What happens when I do the following?

(define ((func x) y)
    (if (zero? y)
        ((func x) 1)
        12))

I understand that I can do this:

(define curried (func 5))

And now I can use curried. What I'm curious about is in the definition of the function. Does the line

((func x) 1)

create a new lambda with x as the argument, and then invoke it on 1? Or is it smarter than that and it just re-uses the existing one. (For example, if I do (curried 0), the ((func x) 1) line would be equivalent to (curried 1) - does PLAI Scheme do this?)

+2  A: 

It's been too long since I worked with scheme, but you might find this article helpful. It describes the implementation of two macros, c-lambda and c-define which allow implicit curried definitions of lambda expressions.

plinth
hmm, an interesting article, but this behavior i'm asking about is built-in to plai scheme, and i want to know how it is implemented - the article implements a different version of currying.
Claudiu
+6  A: 

In the Scheme standard it is specified that

(define (f x) 42) is short for (define f (lambda (x) 42)) .

The natural (non-standard) generatlization implies:

(define ((f x) y) (list x y)) is short for (define (f x) (lambda (y) (list x y)))
                which is short for (define f (lambda (x) (lambda (y) (list x y))))

To test it, let's try the example in DrScheme

Welcome to DrScheme, version 4.1.3.3-svn5dec2008 [3m]. Language: Module; memory limit: 384 megabytes.

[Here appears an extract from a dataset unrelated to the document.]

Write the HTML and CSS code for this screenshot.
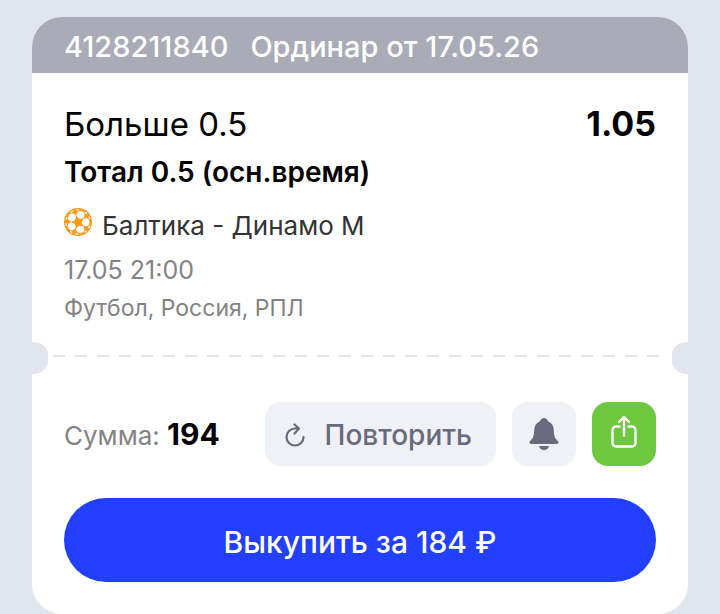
FILE: index.html
```html
<!DOCTYPE html>
<html lang="ru">
<head>
  <meta charset="UTF-8">
  <meta name="viewport" content="width=device-width, initial-scale=1">
  <title>Ординар 4128211840</title>
  <link rel="stylesheet" href="styles.css">
</head>
<body>
  <article class="bet-card">
    <header class="bet-header">
      <span>4128211840</span>
      <span>Ординар от 17.05.26</span>
    </header>

    <div class="bet-info">
      <div class="bet-outcome">
        <h1>Больше 0.5</h1>
        <strong class="odds">1.05</strong>
      </div>
      <h2 class="market">Тотал 0.5 (осн.время)</h2>
      <div class="match">
        <svg class="ball" viewBox="0 0 28 28" aria-hidden="true">
          <circle cx="14" cy="14" r="14" fill="#fb9a1c"/>
          <g fill="#fff">
            <ellipse cx="14" cy="6.500" rx="4.100" ry="3.900" transform="rotate(20 14 14)"/>
            <ellipse cx="14" cy="6.500" rx="4.100" ry="3.900" transform="rotate(92 14 14)"/>
            <ellipse cx="14" cy="6.500" rx="4.100" ry="3.900" transform="rotate(164 14 14)"/>
            <ellipse cx="14" cy="6.500" rx="4.100" ry="3.900" transform="rotate(236 14 14)"/>
            <ellipse cx="14" cy="6.500" rx="4.100" ry="3.900" transform="rotate(308 14 14)"/>
          </g>
          <path fill="#fb9a1c" transform="rotate(-16 14 14)" d="M14 7.500l1.900 4.300 4.700.5-3.500 3.200 1 4.600-4.100-2.400-4.100 2.400 1-4.600-3.500-3.200 4.700-.5z"/>
          <g fill="none" stroke="#fff" stroke-width="1.300" stroke-linecap="round">
            <path d="M10.200 2.500l1.600-.5M16.200 2l1.600.5" transform="rotate(-16 14 14)"/>
            <path d="M10.200 2.500l1.600-.5M16.200 2l1.600.5" transform="rotate(56 14 14)"/>
            <path d="M10.200 2.500l1.600-.5M16.200 2l1.600.5" transform="rotate(128 14 14)"/>
            <path d="M10.200 2.500l1.600-.5M16.200 2l1.600.5" transform="rotate(200 14 14)"/>
            <path d="M10.200 2.500l1.600-.5M16.200 2l1.600.5" transform="rotate(272 14 14)"/>
          </g>
        </svg>
        <span>Балтика - Динамо М</span>
      </div>
      <p class="details match-date">17.05 21:00</p>
      <p class="details">Футбол, Россия, РПЛ</p>
    </div>

    <div class="tear-line">
      <span class="notch notch-left"></span>
      <span class="dashes"></span>
      <span class="notch notch-right"></span>
    </div>

    <footer class="bet-footer">
      <div class="actions">
        <p class="amount">Сумма: <strong>194</strong></p>
        <button type="button" class="btn btn-repeat">
          <svg class="icon-repeat" viewBox="0 0 20 24" aria-hidden="true">
            <path d="M13.500 5.500H10a8.500 8.500 0 1 0 8.500 8.500M9.500 1.500l4.500 4-4.500 5" fill="none" stroke="currentColor" stroke-width="2.200" stroke-linecap="round" stroke-linejoin="round"/>
          </svg>
          Повторить
        </button>
        <button type="button" class="btn btn-icon" aria-label="Уведомления">
          <svg class="icon-bell" viewBox="0 0 30 34" aria-hidden="true">
            <path fill="currentColor" d="M15 1c2 0 3.600 1.300 4 3.200 3.800 1.600 5.700 4.800 5.800 9 .1 5.400.9 7.300 3.600 10.300.9 1 1.300 1.700 1.100 2.300-.2.700-.8 1.100-1.700 1.100H2.200c-.9 0-1.500-.4-1.700-1.100-.2-.6.2-1.300 1.100-2.300 2.700-3 3.500-4.900 3.600-10.300.1-4.200 2-7.400 5.800-9C11.400 2.300 13 1 15 1zM10 29h10c-.5 2.500-2.500 4-5 4s-4.500-1.500-5-4z"/>
          </svg>
        </button>
        <button type="button" class="btn btn-icon btn-share" aria-label="Поделиться">
          <svg class="icon-share" viewBox="0 0 26 34" aria-hidden="true">
            <path d="M8.500 11.500H5a3.500 3.500 0 0 0-3.500 3.500v13A3.500 3.500 0 0 0 5 31.500h16a3.500 3.500 0 0 0 3.500-3.500V15a3.500 3.500 0 0 0-3.500-3.500h-3.500M13 20.500v-18M8 7l5-5 5 5" fill="none" stroke="currentColor" stroke-width="2.400" stroke-linecap="round" stroke-linejoin="round"/>
          </svg>
        </button>
      </div>
      <button type="button" class="btn-cashout">Выкупить за 184 ₽</button>
    </footer>
  </article>
</body>
</html>
```
FILE: styles.css
```css
:root {
  --page-bg: #e1e5ee;
  --header-bg: #a9acb6;
  --button-bg: #f0f1f6;
  --button-text: #676b7b;
  --muted: #838383;
  --green: #6dc83f;
  --blue: #233fff;
}

* {
  box-sizing: border-box;
}

body {
  margin: 0;
  padding: 17px 32px 0;
  background-color: var(--page-bg);
  color: #000;
  font-family: Inter, "Liberation Sans", sans-serif;
}

h1,
h2,
p {
  margin: 0;
}

button {
  border: 0;
  font-family: inherit;
  cursor: pointer;
}

svg {
  display: block;
  flex: none;
}

.bet-card {
  background-color: #fff;
  border-radius: 30px;
  overflow: hidden;
}

.bet-header {
  display: flex;
  gap: 22px;
  padding: 4px 32px 0;
  background-color: var(--header-bg);
  color: #fff;
  font-size: 29px;
  font-weight: 500;
  line-height: 52px;
}

.bet-info {
  padding: 27px 32px 16px;
}

.bet-outcome {
  display: flex;
  justify-content: space-between;
  font-size: 34px;
  line-height: 48px;
}

.bet-outcome h1 {
  font-size: 33px;
  font-weight: 400;
}

.odds {
  font-weight: 700;
}

.market {
  font-size: 28px;
  font-weight: 600;
  line-height: 48px;
}

.match {
  display: flex;
  gap: 10px;
  margin-top: 5px;
  color: #333;
  font-size: 26px;
  line-height: 50px;
}

.ball {
  width: 28px;
  height: 28px;
  margin-top: 7px;
}

.details {
  color: var(--muted);
  font-size: 23px;
  line-height: 38px;
}

.match-date {
  font-size: 25px;
}

/* Perforated line between the bet and its actions */
.tear-line {
  display: flex;
  height: 32px;
  margin-top: -1px;
}

.notch {
  width: 16px;
  background-color: var(--page-bg);
}

.notch-left {
  border-radius: 0 14px 14px 0;
}

.notch-right {
  border-radius: 14px 0 0 14px;
}

.dashes {
  flex: 1;
  height: 2px;
  margin: 13px 12px 0 5px;
  background: repeating-linear-gradient(to right, #e1e5ea 0 12px, transparent 12px 22px);
}

.bet-footer {
  padding: 28px 32px 32px;
}

.actions {
  display: flex;
  align-items: center;
  gap: 16px;
  margin-bottom: 32px;
}

.amount {
  flex: 1;
  color: var(--muted);
  font-size: 26px;
  white-space: nowrap;
}

.amount strong {
  color: #000;
  font-size: 30px;
  font-weight: 700;
}

.btn {
  display: flex;
  align-items: center;
  justify-content: center;
  height: 64px;
  padding: 0;
  border-radius: 16px;
  background-color: var(--button-bg);
  color: var(--button-text);
}

.btn-repeat {
  gap: 20px;
  padding: 2px 24px 0 20px;
  font-size: 28px;
  font-weight: 500;
}

.btn-icon {
  width: 64px;
}

.btn-share {
  background-color: var(--green);
  color: #fff;
}

.icon-repeat {
  width: 20px;
  height: 24px;
}

.icon-bell {
  width: 30px;
  height: 34px;
}

.icon-share {
  width: 26px;
  height: 34px;
  margin-bottom: 4px;
}

.btn-cashout {
  display: block;
  width: 100%;
  height: 84px;
  padding: 4px 0 0;
  border-radius: 42px;
  background-color: var(--blue);
  color: #fff;
  font-size: 30px;
  font-weight: 500;
}
```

(define ((f x) y) (list x y)) (f 1)

((f 1) 2) (1 2)

If we name the temporary value, it might be easier to see what happens:

(define h (f 1)) (h 2) (1 2) (h 3) (1 3)

Since "PLAI Scheme" is implemented in DrScheme, I believe it inherits this shortcut notation.

soegaard
gotcha. to answer my question now - this expansion will happen even in the function 'f', right?
Claudiu
Which f are talking about now?
soegaard
A: 

soegaard's answer is correct - this is the traditional expansion. However, drscheme is smart!

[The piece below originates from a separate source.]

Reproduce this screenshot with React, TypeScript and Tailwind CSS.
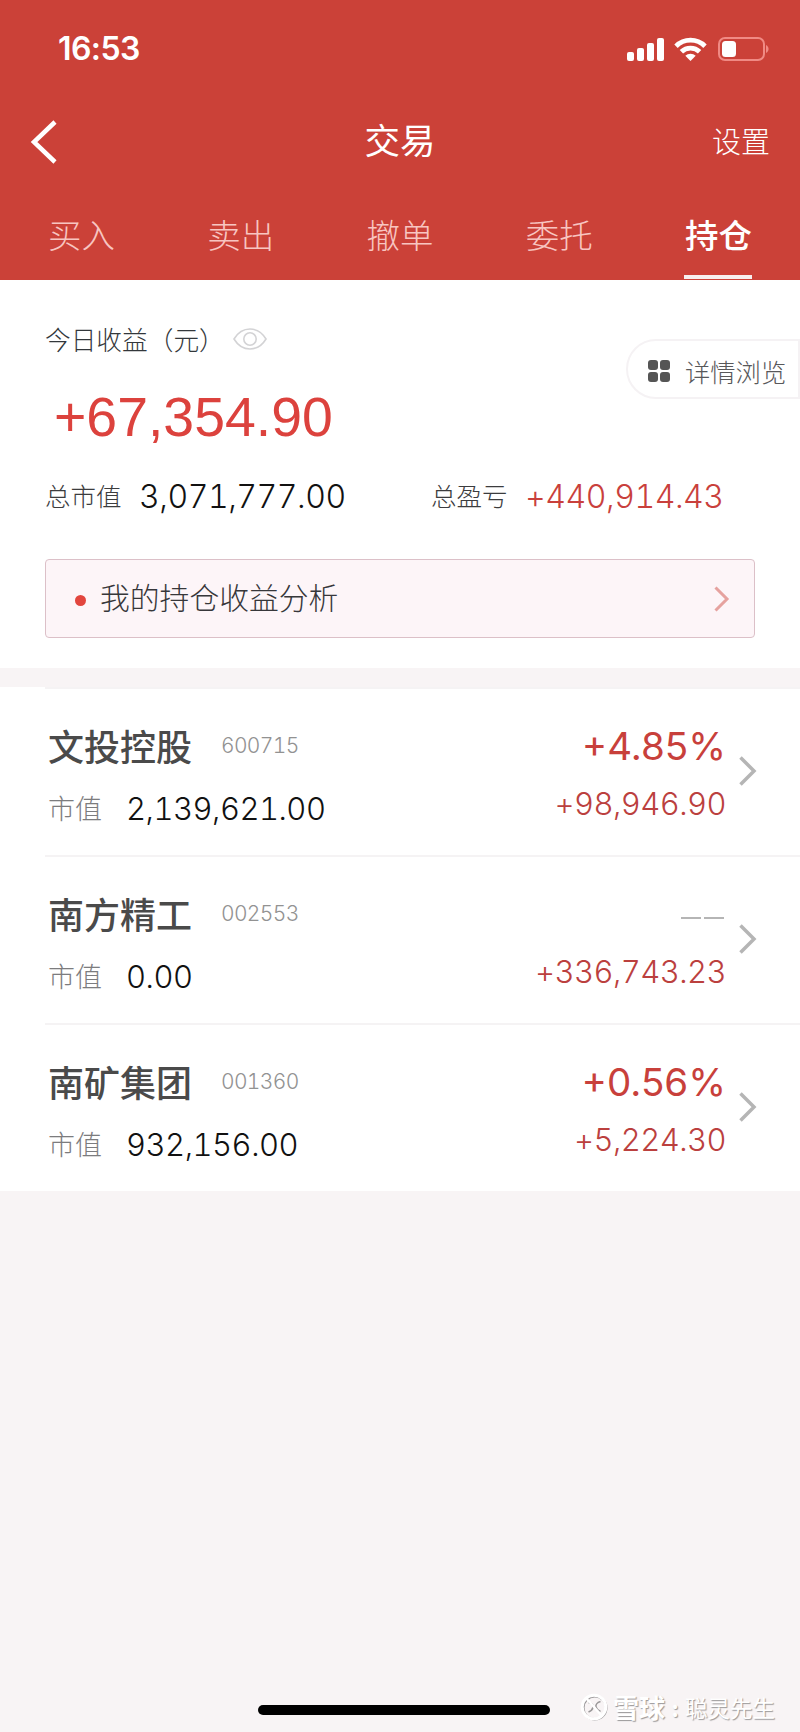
import React from "react";

const tabs = ["买入", "卖出", "撤单", "委托", "持仓"];

const holdings = [
  {
    name: "文投控股",
    code: "600715",
    value: "2,139,621.00",
    percent: "+4.85%",
    profit: "+98,946.90",
  },
  {
    name: "南方精工",
    code: "002553",
    value: "0.00",
    percent: null,
    profit: "+336,743.23",
  },
  {
    name: "南矿集团",
    code: "001360",
    value: "932,156.00",
    percent: "+0.56%",
    profit: "+5,224.30",
  },
];

const StatusBar = () => (
  <div className="flex h-[97px] items-center justify-between pl-[58px] pr-[31px]">
    <span className="font-['Inter'] text-[32px] font-semibold leading-none tracking-[-0.6px]">
      16:53
    </span>
    <div className="flex items-center">
      {/* Signal */}
      <svg width="38" height="24" viewBox="0 0 38 24" fill="#fff">
        <rect x="0" y="15" width="7" height="9" rx="2" />
        <rect x="10" y="11" width="7" height="13" rx="2" />
        <rect x="20" y="6" width="7" height="18" rx="2" />
        <rect x="30" y="1" width="7" height="23" rx="2" />
      </svg>
      {/* Wifi */}
      <svg
        className="ml-[9px]"
        width="33"
        height="24"
        viewBox="0 0 33 24"
        fill="none"
        stroke="#fff"
        strokeWidth="4.8"
      >
        <path d="M2 9.2a20.5 20.5 0 0 1 29 0" />
        <path d="M7.4 14.8a13 13 0 0 1 18.2 0" />
        <path
          d="M16.5 24l-5.2-5.2a7.6 7.6 0 0 1 10.4 0z"
          fill="#fff"
          stroke="none"
        />
      </svg>
      {/* Battery */}
      <svg
        className="ml-[10px]"
        width="52"
        height="24"
        viewBox="0 0 52 24"
        fill="none"
      >
        <rect
          x="2"
          y="1"
          width="45"
          height="22"
          rx="6"
          stroke="#f08a84"
          strokeWidth="2"
        />
        <rect x="5" y="4" width="14" height="16" rx="3.5" fill="#fff" />
        <path d="M49 8c3.4 1.5 3.4 6.5 0 8z" fill="#f08a84" />
      </svg>
    </div>
  </div>
);

const Header = () => (
  <header className="h-[280px] bg-[#cb4138] text-white">
    <StatusBar />
    <div className="grid h-[90px] grid-cols-3 items-center pl-[30px] pr-[30px]">
      <svg
        width="28"
        height="44"
        viewBox="0 0 28 44"
        fill="none"
        stroke="#fff"
        strokeWidth="4.5"
      >
        <path d="M25 2L4 22l21 20" />
      </svg>
      <h1 className="pb-[6px] text-center text-[35.5px] font-normal leading-none">
        交易
      </h1>
      <span className="pb-[4px] text-right text-[29px] font-light leading-none">
        设置
      </span>
    </div>
    <nav className="flex h-[93px] pl-[2px] pr-[2px]">
      {tabs.map((tab, index) => (
        <div
          key={index}
          className={
            index === 4
              ? "flex flex-1 flex-col items-center justify-between pb-px pt-[30px] text-[33.5px] font-medium leading-none"
              : "flex flex-1 flex-col items-center justify-between pt-[30px] text-[33.5px] font-light leading-none text-[#f8c5c1]"
          }
        >
          {tab}
          {index === 4 && <div className="h-[4px] w-[68px] bg-[#f7efef]"></div>}
        </div>
      ))}
    </nav>
  </header>
);

const Summary = () => (
  <section className="relative h-[388px] bg-white pt-[45px]">
    <div className="flex h-[28px] items-center pl-[45px]">
      <span className="text-[25.7px] font-light leading-none text-[#33373b]">
        今日收益（元）
      </span>
      <svg
        className="ml-[8px]"
        width="34"
        height="22"
        viewBox="0 0 34 22"
        fill="none"
        stroke="#d3d3d5"
        strokeWidth="1.6"
      >
        <path d="M1 11C9-2.3 25-2.3 33 11C25 24.3 9 24.3 1 11z" />
        <circle cx="17" cy="11" r="6.2" />
      </svg>
    </div>
    <div className="mt-[34px] pl-[54px] font-['Liberation_Sans'] text-[55.4px] leading-[60px] text-[#dc423d]">
      +67,354.90
    </div>
    <div className="mt-[29px] flex h-[40px] items-center pl-[45px]">
      <span className="w-[94px] pb-[2px] text-[25.5px] font-light leading-none text-[#3c3c3e]">
        总市值
      </span>
      <span className="w-[292px] pt-[2px] font-['Inter'] text-[32px] font-light leading-none tracking-[-0.45px] tabular-nums text-[#111]">
        3,071,777.00
      </span>
      <span className="w-[94px] pb-[2px] text-[25.5px] font-light leading-none text-[#3c3c3e]">
        总盈亏
      </span>
      <span className="pt-[2px] font-['Inter'] text-[32px] font-light leading-none tracking-[-0.45px] tabular-nums text-[#c9403c]">
        +440,914.43
      </span>
    </div>
    <div className="ml-[45px] mt-[43px] flex h-[79px] w-[710px] items-center rounded-[4px] border border-[#dcc0c8] bg-[#fdf5f8] pl-[29px] pr-[24px]">
      <div className="mt-[3px] h-[11px] w-[11px] rounded-full bg-[#e2453e]"></div>
      <span className="ml-[14px] flex-1 pb-[4px] text-[29.8px] font-light leading-none text-[#37373a]">
        我的持仓收益分析
      </span>
      <svg
        width="16"
        height="26"
        viewBox="0 0 16 26"
        fill="none"
        stroke="#e6a29f"
        strokeWidth="3"
      >
        <path d="M1.5 1.5L13 13L1.5 24.5" />
      </svg>
    </div>

    {/* floating entry on the right edge */}
    <div className="absolute right-0 top-[59px] flex h-[60px] w-[174px] items-center rounded-l-full border-2 border-[#f5f2f4] bg-white pl-[20px]">
      <div className="mt-[4px] grid grid-cols-2 gap-[2px]">
        <div className="h-[10px] w-[10px] rounded-[3px] bg-[#555]"></div>
        <div className="h-[10px] w-[10px] rounded-[3px] bg-[#555]"></div>
        <div className="h-[10px] w-[10px] rounded-[3px] bg-[#555]"></div>
        <div className="h-[10px] w-[10px] rounded-[3px] bg-[#555]"></div>
      </div>
      <span className="ml-[15px] whitespace-nowrap pt-[6px] text-[25.3px] font-light leading-none text-[#58585a]">
        详情浏览
      </span>
    </div>
  </section>
);

const Holdings = () => (
  <section className="bg-white">
    {holdings.map((item, index) => (
      <div key={index} className="pl-[45px]">
        <div className="h-[2px] bg-[#f5f3f4]"></div>
        <div className="flex h-[166px] items-center justify-between pl-[3px] pr-[43px]">
          <div className="pt-[10px]">
            <div className="flex h-[60px] items-center">
              <span className="w-[173px] text-[36px] font-medium leading-none text-[#4a4a4a]">
                {item.name}
              </span>
              <span className="font-['Inter'] text-[21px] font-light leading-none tracking-[-0.65px] tabular-nums text-[#929292]">
                {item.code}
              </span>
            </div>
            <div className="flex h-[64px] items-center">
              <span className="w-[78px] text-[27px] font-light leading-none text-[#7c7c7e]">
                市值
              </span>
              <span className="pt-[3px] font-['Inter'] text-[31px] font-light leading-none tracking-[-0.5px] tabular-nums text-[#111]">
                {item.value}
              </span>
            </div>
          </div>
          <div className="flex items-center">
            <div className="flex flex-col items-end">
              <div className="flex h-[60px] items-center pt-[5px]">
                {item.percent ? (
                  <span className="font-['Inter'] text-[38.5px] font-normal leading-none text-[#c8403b]">
                    {item.percent}
                  </span>
                ) : (
                  <div className="flex gap-[3px] pr-[2px] pt-[6px]">
                    <div className="h-[2px] w-[20px] bg-[#b5b5b5]"></div>
                    <div className="h-[2px] w-[20px] bg-[#b5b5b5]"></div>
                  </div>
                )}
              </div>
              <div className="flex h-[56px] items-center pt-[2px]">
                <span className="font-['Inter'] text-[31px] font-light leading-none tracking-[-0.55px] tabular-nums text-[#bb403e]">
                  {item.profit}
                </span>
              </div>
            </div>
            <svg
              className="mb-[2px] ml-[13px]"
              width="18"
              height="30"
              viewBox="0 0 18 30"
              fill="none"
              stroke="#b5b5b5"
              strokeWidth="3.5"
            >
              <path d="M1.5 1.5L15 15L1.5 28.5" />
            </svg>
          </div>
        </div>
      </div>
    ))}
  </section>
);

const BottomBar = () => (
  <footer className="flex h-[44px] items-center pl-[258px]">
    <div className="h-[10px] w-[292px] rounded-full bg-black"></div>
    <div className="ml-[30px] flex items-center pb-[6px] text-white [text-shadow:1px_1px_1px_#9a9899]">
      <svg width="28" height="28" viewBox="0 0 28 28" fill="none">
        <circle cx="14.8" cy="14.8" r="11.5" stroke="#999798" strokeWidth="2.5" />
        <circle cx="14" cy="14" r="11.8" stroke="#fff" strokeWidth="3" />
        <path
          d="M8.5 9.5c3.5 1 5 3 4.5 5s-2 3.500-4.500 4.500M20.500 8.500c-3.500 1-5 3.500-4.500 5.500s2 3.500 4.500 4.500"
          stroke="#999798"
          strokeWidth="1.6"
        />
        <path d="M6 5l16 18" stroke="#fff" strokeWidth="2.5" />
      </svg>
      <span className="ml-[5px] text-[26px] font-bold leading-none">雪球</span>
      <span className="w-[20px] text-center text-[22px] font-bold leading-none">
        :
      </span>
      <span className="text-[22.5px] font-normal leading-none">聪灵先生</span>
    </div>
  </footer>
);

const App = () => {
  return (
    <div className="flex h-[1732px] w-[800px] flex-col overflow-hidden bg-[#f8f4f5] font-['Noto_Sans_CJK_SC',sans-serif]">
      <Header />
      <Summary />
      <div className="h-[19px] shrink-0"></div>
      <Holdings />
      <div className="flex-1"></div>
      <BottomBar />
    </div>
  );
};

export default App;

The following code I've found to be equivalent in running time:

Original source:

(define ((substitute lv value) e)
  (cond [(LogicVar? e)
  (type-case LogicVar e
    [lv-any (id) (if (symbol=? id (lv-any-id lv))
       value
       e)]
    [lv-cons (f r) 
      (lv-cons ((substitute lv value) f)
        ((substitute lv value) r))])]
 [(cons? e)
  (cons ((substitute lv value) (car e))
        ((substitute lv value) (cdr e)))]
 [else e]))

Attempt at optimization:

(define (substitute lv value)
  (local ([define inner
     (lambda (e)
       (cond [(LogicVar? e)
       (type-case LogicVar e
         [lv-any (id) (if (symbol=? id (lv-any-id lv))
     value
     e)]
         [lv-cons (f r) 
    (lv-cons (inner f)
      (inner r))])]
      [(cons? e)
       (cons (inner (car e))
      (inner (cdr e)))]
      [else e]))])
    inner))

Code which heavily uses this function (multiple times, not just once) runs at 1800 ms for both versions. More interestingly, this version (my visualization of what was happening):

(define (substitute lv value)
  (local ([define inner
     (lambda (e)
       (cond [(LogicVar? e)
       (type-case LogicVar e
         [lv-any (id) (if (symbol=? id (lv-any-id lv))
     value
     e)]
         [lv-cons (f r) 
    (lv-cons ((substitute lv value) f)
      ((substitute lv value) r))])]
      [(cons? e)
       (cons ((substitute lv value) (car e))
      ((substitute lv value) (cdr e)))]
      [else e]))])
    inner))

Runs at 2000 ms. So there is definitely a slow-down if the calls to substitute within substitute were each creating a lambda, but it appears this is not the case with the shortcut notation.

Claudiu
If you benchmark in DrScheme remember to turn debugging of(in the language menu, choose "Details") - or try the timings in MzScheme.
soegaard